■ **RECORDED INFORMATION**:

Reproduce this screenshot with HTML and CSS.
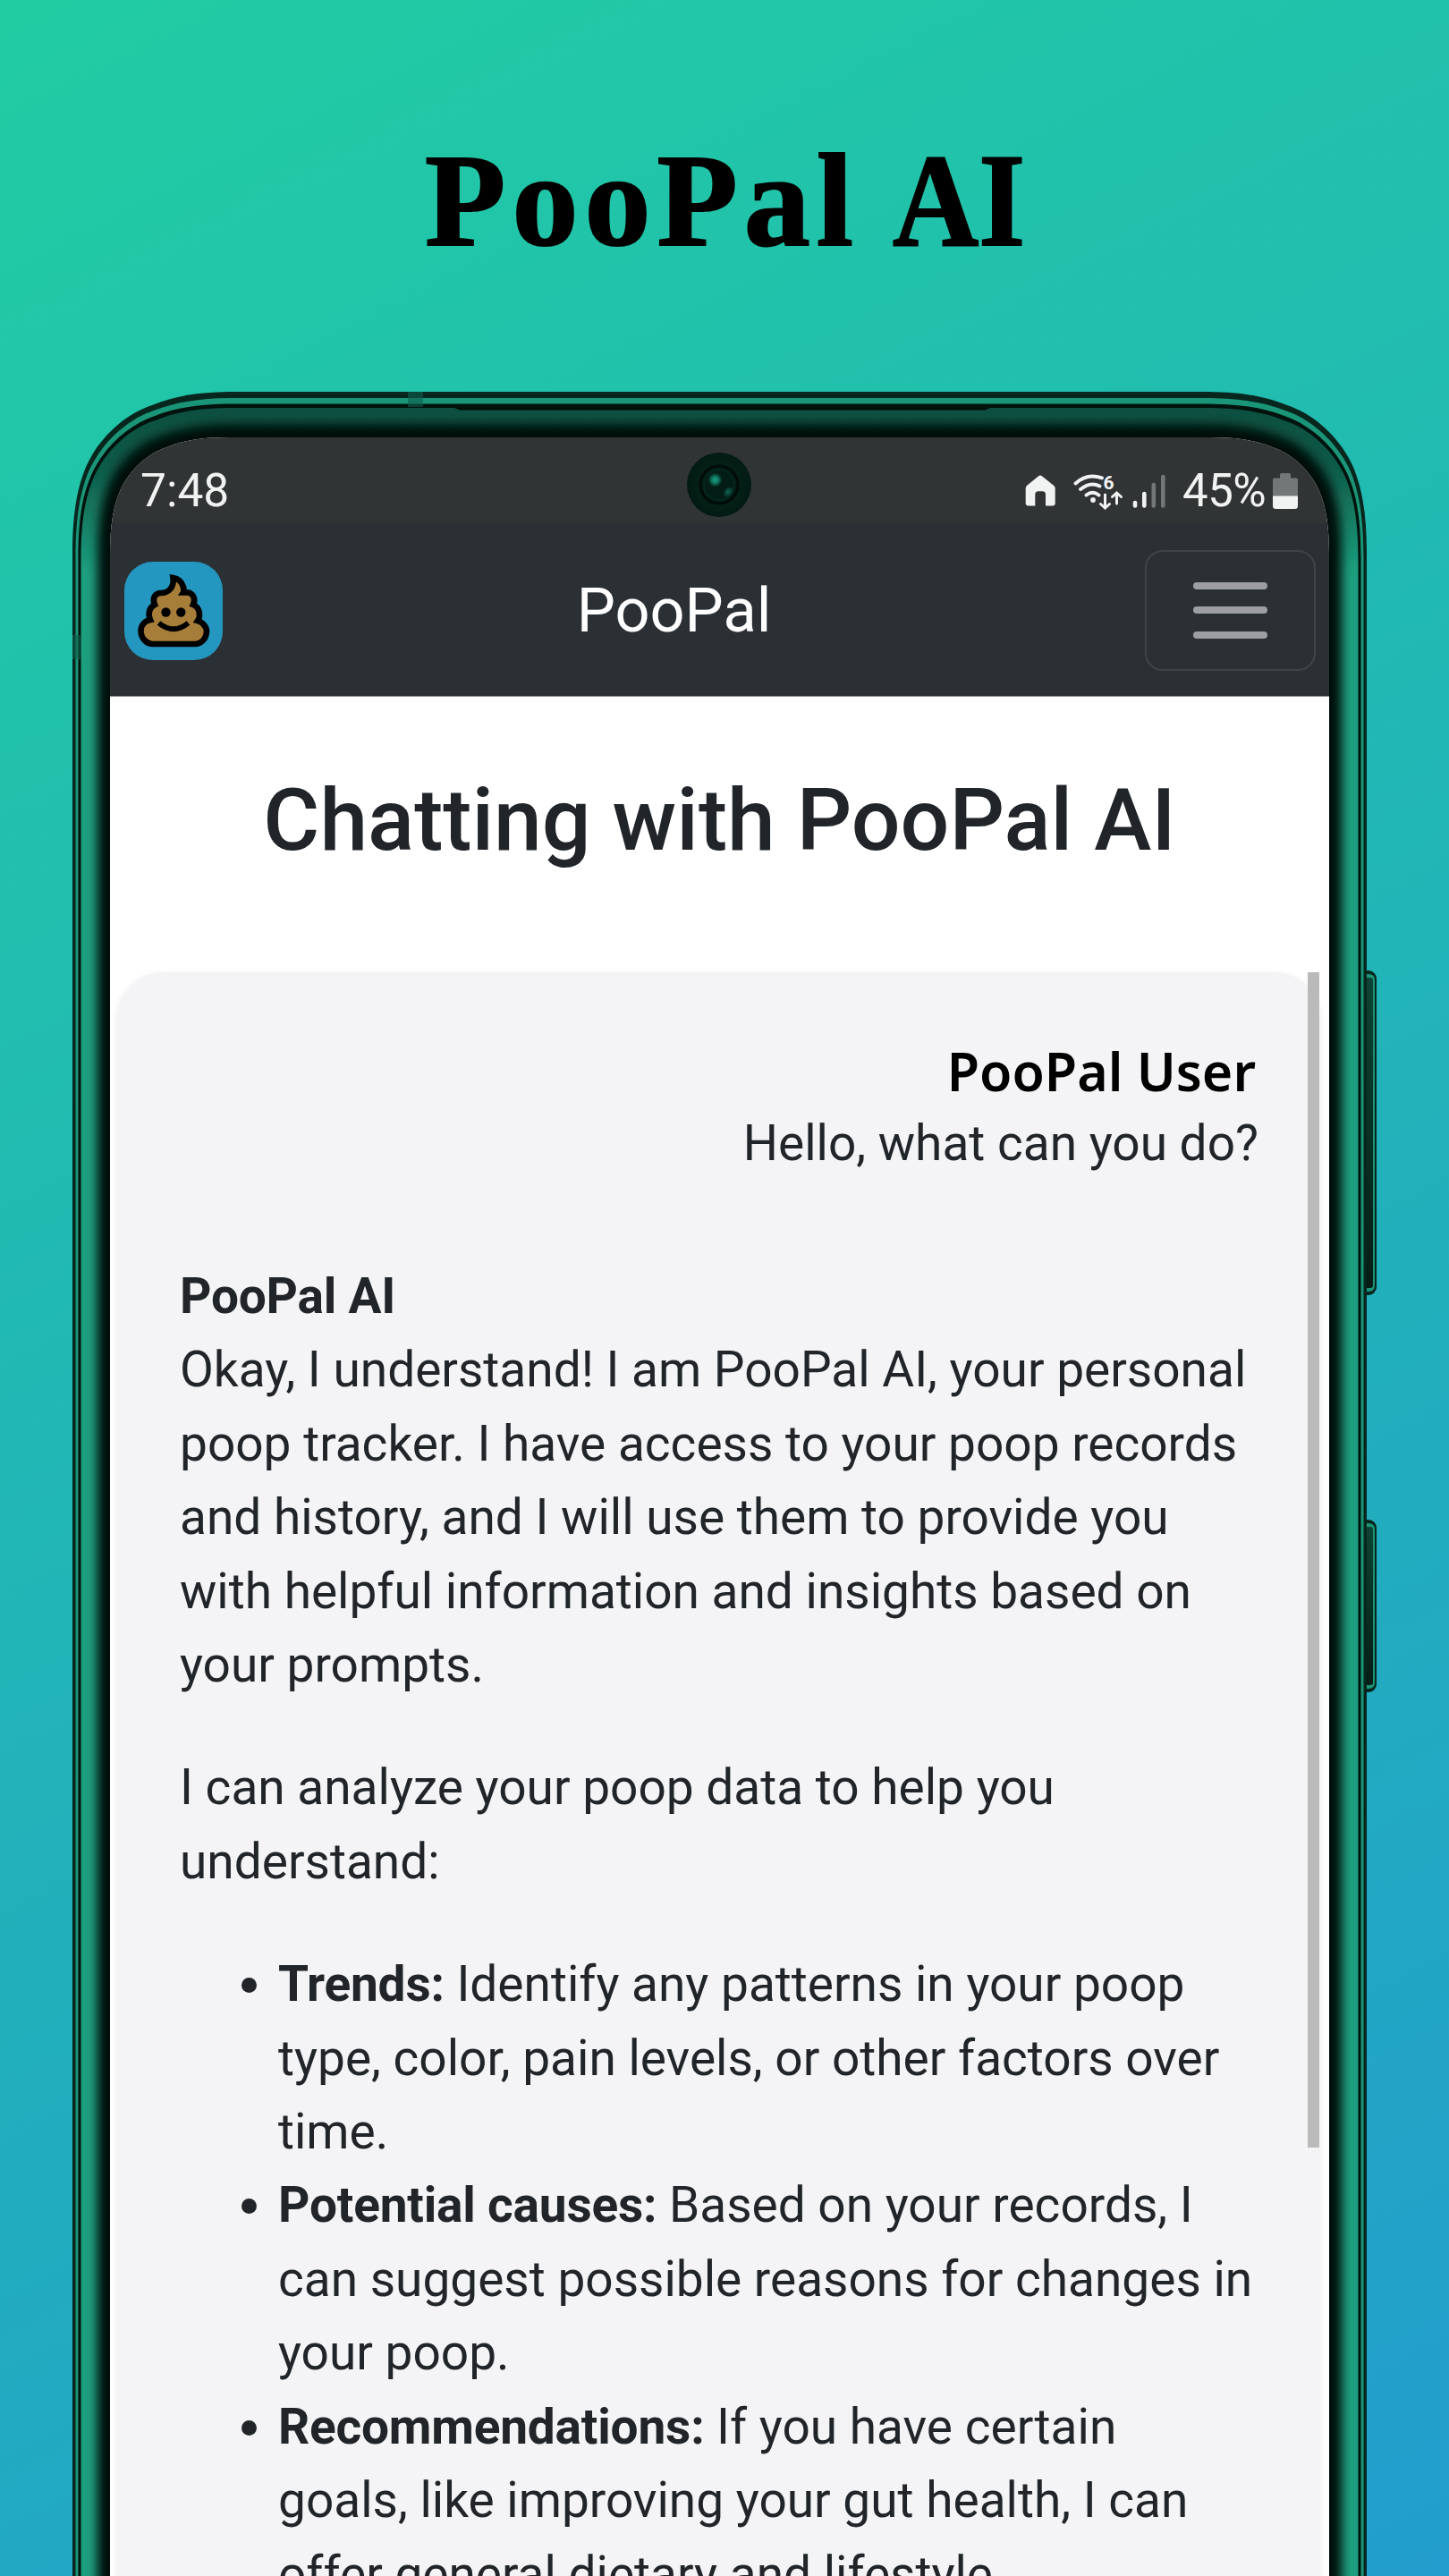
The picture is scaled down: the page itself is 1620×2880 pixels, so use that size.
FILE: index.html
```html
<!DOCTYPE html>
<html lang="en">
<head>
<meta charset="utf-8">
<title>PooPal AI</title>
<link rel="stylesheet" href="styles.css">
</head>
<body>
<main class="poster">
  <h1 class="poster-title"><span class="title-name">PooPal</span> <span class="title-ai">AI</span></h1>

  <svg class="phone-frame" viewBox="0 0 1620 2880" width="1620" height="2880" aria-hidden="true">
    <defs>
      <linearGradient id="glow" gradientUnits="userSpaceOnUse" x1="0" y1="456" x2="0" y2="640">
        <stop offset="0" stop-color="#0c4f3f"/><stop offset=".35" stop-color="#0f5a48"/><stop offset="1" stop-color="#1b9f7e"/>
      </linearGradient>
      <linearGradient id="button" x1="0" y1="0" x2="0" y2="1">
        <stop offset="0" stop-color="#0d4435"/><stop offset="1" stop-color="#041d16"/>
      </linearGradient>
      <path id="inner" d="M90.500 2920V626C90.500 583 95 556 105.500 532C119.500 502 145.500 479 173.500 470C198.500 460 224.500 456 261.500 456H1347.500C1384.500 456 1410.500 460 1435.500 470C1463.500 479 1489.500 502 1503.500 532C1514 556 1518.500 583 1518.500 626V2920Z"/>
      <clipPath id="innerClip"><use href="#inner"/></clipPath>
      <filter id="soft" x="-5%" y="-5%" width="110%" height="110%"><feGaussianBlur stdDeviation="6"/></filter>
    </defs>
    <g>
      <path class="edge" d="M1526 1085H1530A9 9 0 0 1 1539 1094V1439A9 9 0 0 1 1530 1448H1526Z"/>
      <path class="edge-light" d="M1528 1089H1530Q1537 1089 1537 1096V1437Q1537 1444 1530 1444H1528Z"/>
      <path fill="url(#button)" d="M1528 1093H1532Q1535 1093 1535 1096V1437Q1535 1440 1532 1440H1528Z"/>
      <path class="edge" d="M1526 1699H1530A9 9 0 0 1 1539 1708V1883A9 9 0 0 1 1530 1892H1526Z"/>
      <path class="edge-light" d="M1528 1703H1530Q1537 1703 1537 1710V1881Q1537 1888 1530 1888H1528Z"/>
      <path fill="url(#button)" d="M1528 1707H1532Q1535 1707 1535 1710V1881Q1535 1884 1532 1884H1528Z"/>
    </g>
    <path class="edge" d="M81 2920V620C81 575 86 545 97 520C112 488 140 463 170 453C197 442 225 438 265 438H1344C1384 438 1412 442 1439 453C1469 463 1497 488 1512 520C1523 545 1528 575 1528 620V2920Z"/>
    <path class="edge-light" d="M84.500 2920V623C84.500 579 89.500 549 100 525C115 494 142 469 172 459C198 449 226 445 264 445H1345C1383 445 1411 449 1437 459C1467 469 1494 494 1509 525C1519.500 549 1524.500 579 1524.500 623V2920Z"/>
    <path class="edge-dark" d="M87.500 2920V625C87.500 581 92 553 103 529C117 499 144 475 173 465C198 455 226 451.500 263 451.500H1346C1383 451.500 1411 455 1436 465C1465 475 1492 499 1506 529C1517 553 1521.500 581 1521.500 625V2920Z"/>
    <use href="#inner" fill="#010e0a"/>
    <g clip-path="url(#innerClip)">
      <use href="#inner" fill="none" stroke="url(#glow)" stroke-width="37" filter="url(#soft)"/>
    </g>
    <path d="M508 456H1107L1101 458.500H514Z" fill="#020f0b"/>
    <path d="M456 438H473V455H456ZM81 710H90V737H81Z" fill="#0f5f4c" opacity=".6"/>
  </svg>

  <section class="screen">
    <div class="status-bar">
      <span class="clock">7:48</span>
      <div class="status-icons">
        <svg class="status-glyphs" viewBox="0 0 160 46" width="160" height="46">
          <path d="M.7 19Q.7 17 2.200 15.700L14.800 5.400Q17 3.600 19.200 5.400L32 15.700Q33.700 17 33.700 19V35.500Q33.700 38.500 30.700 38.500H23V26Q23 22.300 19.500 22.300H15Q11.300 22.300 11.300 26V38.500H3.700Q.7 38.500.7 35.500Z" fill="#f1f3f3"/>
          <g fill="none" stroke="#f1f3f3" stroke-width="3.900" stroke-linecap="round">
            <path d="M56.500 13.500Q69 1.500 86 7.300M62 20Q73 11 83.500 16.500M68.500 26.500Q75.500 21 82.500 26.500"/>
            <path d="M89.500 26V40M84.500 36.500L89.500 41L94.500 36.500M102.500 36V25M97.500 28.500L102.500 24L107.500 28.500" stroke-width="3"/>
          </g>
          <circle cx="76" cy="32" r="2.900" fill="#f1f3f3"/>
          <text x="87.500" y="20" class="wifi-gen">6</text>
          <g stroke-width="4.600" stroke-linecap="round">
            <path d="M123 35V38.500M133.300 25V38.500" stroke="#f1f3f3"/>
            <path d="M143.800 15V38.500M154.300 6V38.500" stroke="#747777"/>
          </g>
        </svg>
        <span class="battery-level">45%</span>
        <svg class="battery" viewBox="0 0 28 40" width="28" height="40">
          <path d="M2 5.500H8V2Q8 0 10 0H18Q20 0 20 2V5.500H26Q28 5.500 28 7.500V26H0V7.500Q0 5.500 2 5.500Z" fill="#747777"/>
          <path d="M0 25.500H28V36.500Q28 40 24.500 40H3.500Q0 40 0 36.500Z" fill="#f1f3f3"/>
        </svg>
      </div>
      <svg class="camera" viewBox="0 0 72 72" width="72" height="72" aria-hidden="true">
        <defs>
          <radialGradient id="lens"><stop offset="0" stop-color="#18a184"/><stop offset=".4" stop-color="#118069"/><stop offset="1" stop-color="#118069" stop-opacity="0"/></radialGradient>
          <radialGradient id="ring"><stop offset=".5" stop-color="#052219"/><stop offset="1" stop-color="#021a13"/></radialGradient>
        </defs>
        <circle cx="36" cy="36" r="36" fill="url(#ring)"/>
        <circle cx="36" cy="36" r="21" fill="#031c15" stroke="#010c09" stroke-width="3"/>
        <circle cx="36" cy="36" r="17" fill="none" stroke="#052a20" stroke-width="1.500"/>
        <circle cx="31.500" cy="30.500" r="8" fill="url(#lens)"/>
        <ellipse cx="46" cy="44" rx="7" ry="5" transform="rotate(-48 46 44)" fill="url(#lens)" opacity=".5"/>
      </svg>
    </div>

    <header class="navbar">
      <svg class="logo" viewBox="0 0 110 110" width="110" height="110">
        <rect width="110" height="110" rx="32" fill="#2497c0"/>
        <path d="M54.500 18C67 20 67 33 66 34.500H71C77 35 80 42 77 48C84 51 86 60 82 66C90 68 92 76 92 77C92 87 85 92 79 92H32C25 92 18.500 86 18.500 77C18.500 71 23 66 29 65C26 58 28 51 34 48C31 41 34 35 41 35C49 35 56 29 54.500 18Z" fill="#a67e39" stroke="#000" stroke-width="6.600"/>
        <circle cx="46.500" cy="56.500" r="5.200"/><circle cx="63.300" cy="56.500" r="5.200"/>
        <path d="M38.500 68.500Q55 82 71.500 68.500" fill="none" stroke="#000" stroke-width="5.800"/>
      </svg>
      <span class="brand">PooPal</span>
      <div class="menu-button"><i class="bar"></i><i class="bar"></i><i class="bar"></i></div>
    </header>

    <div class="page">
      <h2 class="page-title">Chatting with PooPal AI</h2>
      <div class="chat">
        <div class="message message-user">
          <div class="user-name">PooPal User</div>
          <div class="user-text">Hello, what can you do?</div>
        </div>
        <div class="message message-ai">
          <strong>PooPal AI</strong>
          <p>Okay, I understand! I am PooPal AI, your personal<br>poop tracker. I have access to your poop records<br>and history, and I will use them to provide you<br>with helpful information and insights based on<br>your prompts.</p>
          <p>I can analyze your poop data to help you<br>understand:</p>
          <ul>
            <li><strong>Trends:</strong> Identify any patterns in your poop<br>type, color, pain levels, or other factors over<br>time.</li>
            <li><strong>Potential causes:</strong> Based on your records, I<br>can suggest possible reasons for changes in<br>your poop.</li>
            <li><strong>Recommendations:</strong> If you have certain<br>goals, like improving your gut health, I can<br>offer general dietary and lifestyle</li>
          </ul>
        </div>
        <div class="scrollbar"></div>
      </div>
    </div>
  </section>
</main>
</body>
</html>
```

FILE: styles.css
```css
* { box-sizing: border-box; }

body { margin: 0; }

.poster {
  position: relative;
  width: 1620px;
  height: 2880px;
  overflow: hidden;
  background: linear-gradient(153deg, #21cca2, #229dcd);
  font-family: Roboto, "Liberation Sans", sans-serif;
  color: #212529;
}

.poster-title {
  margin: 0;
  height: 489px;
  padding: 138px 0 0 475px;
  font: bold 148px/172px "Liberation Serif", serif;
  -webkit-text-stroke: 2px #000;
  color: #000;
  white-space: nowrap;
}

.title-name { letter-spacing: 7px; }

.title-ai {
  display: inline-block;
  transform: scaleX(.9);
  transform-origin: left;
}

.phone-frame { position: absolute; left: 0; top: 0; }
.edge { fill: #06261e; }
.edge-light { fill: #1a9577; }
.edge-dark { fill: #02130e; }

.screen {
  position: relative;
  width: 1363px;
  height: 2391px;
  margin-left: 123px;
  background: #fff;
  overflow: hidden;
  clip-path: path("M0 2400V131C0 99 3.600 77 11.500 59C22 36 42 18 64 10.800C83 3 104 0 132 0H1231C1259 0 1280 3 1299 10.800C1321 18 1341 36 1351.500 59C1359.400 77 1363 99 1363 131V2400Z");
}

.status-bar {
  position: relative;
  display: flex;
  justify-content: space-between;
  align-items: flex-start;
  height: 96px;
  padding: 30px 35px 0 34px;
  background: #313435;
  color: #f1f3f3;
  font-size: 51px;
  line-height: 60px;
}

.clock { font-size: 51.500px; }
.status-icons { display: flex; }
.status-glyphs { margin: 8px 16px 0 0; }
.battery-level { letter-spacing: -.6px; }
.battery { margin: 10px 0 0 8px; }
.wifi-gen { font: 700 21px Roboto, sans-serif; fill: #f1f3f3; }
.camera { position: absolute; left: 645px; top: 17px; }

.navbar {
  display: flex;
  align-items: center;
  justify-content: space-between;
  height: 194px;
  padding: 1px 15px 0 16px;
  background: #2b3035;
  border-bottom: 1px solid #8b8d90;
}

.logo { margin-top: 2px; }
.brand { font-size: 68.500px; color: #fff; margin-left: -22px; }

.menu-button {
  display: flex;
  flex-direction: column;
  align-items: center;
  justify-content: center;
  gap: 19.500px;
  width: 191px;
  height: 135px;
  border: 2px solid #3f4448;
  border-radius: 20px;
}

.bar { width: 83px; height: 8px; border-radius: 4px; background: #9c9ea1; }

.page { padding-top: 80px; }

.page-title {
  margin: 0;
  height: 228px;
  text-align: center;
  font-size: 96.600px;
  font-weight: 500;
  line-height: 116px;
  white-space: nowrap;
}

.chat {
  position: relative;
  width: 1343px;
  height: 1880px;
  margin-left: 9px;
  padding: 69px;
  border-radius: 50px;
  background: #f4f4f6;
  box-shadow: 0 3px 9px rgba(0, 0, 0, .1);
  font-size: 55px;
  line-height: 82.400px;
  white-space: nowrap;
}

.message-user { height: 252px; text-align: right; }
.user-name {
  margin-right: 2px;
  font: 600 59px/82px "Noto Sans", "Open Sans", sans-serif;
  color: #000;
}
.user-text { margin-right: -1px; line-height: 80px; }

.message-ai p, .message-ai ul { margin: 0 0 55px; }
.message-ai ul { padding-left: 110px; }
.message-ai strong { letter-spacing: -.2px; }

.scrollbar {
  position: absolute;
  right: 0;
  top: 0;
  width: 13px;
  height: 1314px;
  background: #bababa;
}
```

■ **WRITTEN INSTRUCTION**: Count the lines above that contain the word "size", and reply with only that number.

■ **EXPECTED ANSWER**: 6